My paintings begin as inquiries into the restless nature of land, observing how weather shifts across horizons, how structures and features dissolve into time, and how place holds memory. They do not replicate what is seen but distill what is felt, capturing fleeting impressions and the quiet dramas of geological and ecological change. Built through accumulation, revision, and restraint, my layered compositions operate between abstraction and representation and examine the tension between permanence and impermanence, constructing spaces for sustained reflection on fragility, resilience, and belonging.

 

 

Geometry provides a stabilizing framework and functions as a universal visual language within my work. Architectural forms and structured surfaces anchor shifting fields of color and atmosphere, allowing land, air, and weather to interact in subtle tension.
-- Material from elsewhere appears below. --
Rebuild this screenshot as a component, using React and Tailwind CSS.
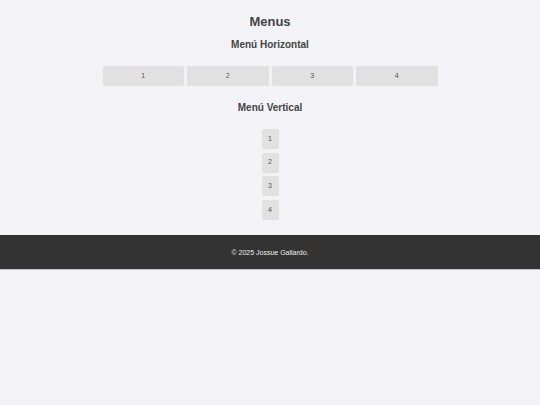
import React from "react";

export default function App() {
  const items = ["1", "2", "3", "4"];
  return (
    <div className="min-h-[405px] w-full bg-[#f3f3f7] font-['Liberation_Sans',Arial,sans-serif] text-[#444]">
      <main className="flex flex-col items-center pt-[14px]">
        <h1 className="text-[13px] leading-[16px] font-bold text-[#444]">Menus</h1>
        <h2 className="mt-[9px] text-[10px] leading-[12px] font-bold text-[#444]">Menú Horizontal</h2>
        <nav className="mt-[15px] grid w-[335px] grid-cols-4 gap-[3px]">
          {items.map((i) => (
            <div
              key={i}
              className="flex h-[20px] items-center justify-center rounded-[2px] bg-[#e1e1e1] text-[7px] text-[#555]"
            >
              {i}
            </div>
          ))}
        </nav>
        <h2 className="mt-[16px] text-[10px] leading-[12px] font-bold text-[#444]">Menú Vertical</h2>
        <nav className="mt-[15px] flex flex-col gap-[3.7px]">
          {items.map((i) => (
            <div
              key={i}
              className="flex h-[20px] w-[17px] items-center justify-center rounded-[2px] bg-[#e1e1e1] text-[7px] text-[#555]"
            >
              {i}
            </div>
          ))}
        </nav>
      </main>
      <footer className="mt-[14.5px] flex h-[35px] items-center justify-center border-b border-[#c8c8c8] bg-[#333333] pt-[4px] text-[7px] text-[#eeeeee]">
        © 2025 Jossue Gallardo.
      </footer>
    </div>
  );
}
Within this balance of structure and openness, the restless land emerges not as a fixed reality but as an evolving inquiry. What endures as time reshapes the familiar? What dissolves under the pressure of change? What becomes visible in moments of transition? These questions extend beyond aesthetics into ecology. Land is never neutral. It bears the marks of cultivation and extraction, resilience and loss. Each horizon carries evidence of human presence and environmental vulnerability, inscribed not only in soil and structure but also in the atmosphere itself, in wind patterns, storm systems, and the pressures of heat and time embedded in shifting strata and altered terrain.

 

 

To paint landscape is to engage directly with these forces and to consider how we inhabit land and sky. Weather and climate shape perception just as architecture and terrain shape experience, and human decisions reverberate through interconnected ecosystems. Each painting functions as a site of sustained attention, asserting slowness and duration as a counterpoint to a culture defined by speed and immediacy. The work transforms restless land into a space for thinking and feeling, offering a deliberate pause and an opportunity to imagine continuity.

 

 

Through sustained looking, these paintings transform perception into awareness and awareness into empathy. They are not conclusions but propositions. The works invite viewers to linger in ambiguity, to question assumptions, and to consider what it means to belong to land, to air, to memory, and to a shared future shaped by interdependence.

 

IT HAS BEEN SAID THAT ART IS A TRYST. FOR IN THE JOY OF IT, MAKER AND BEHOLDER MEET.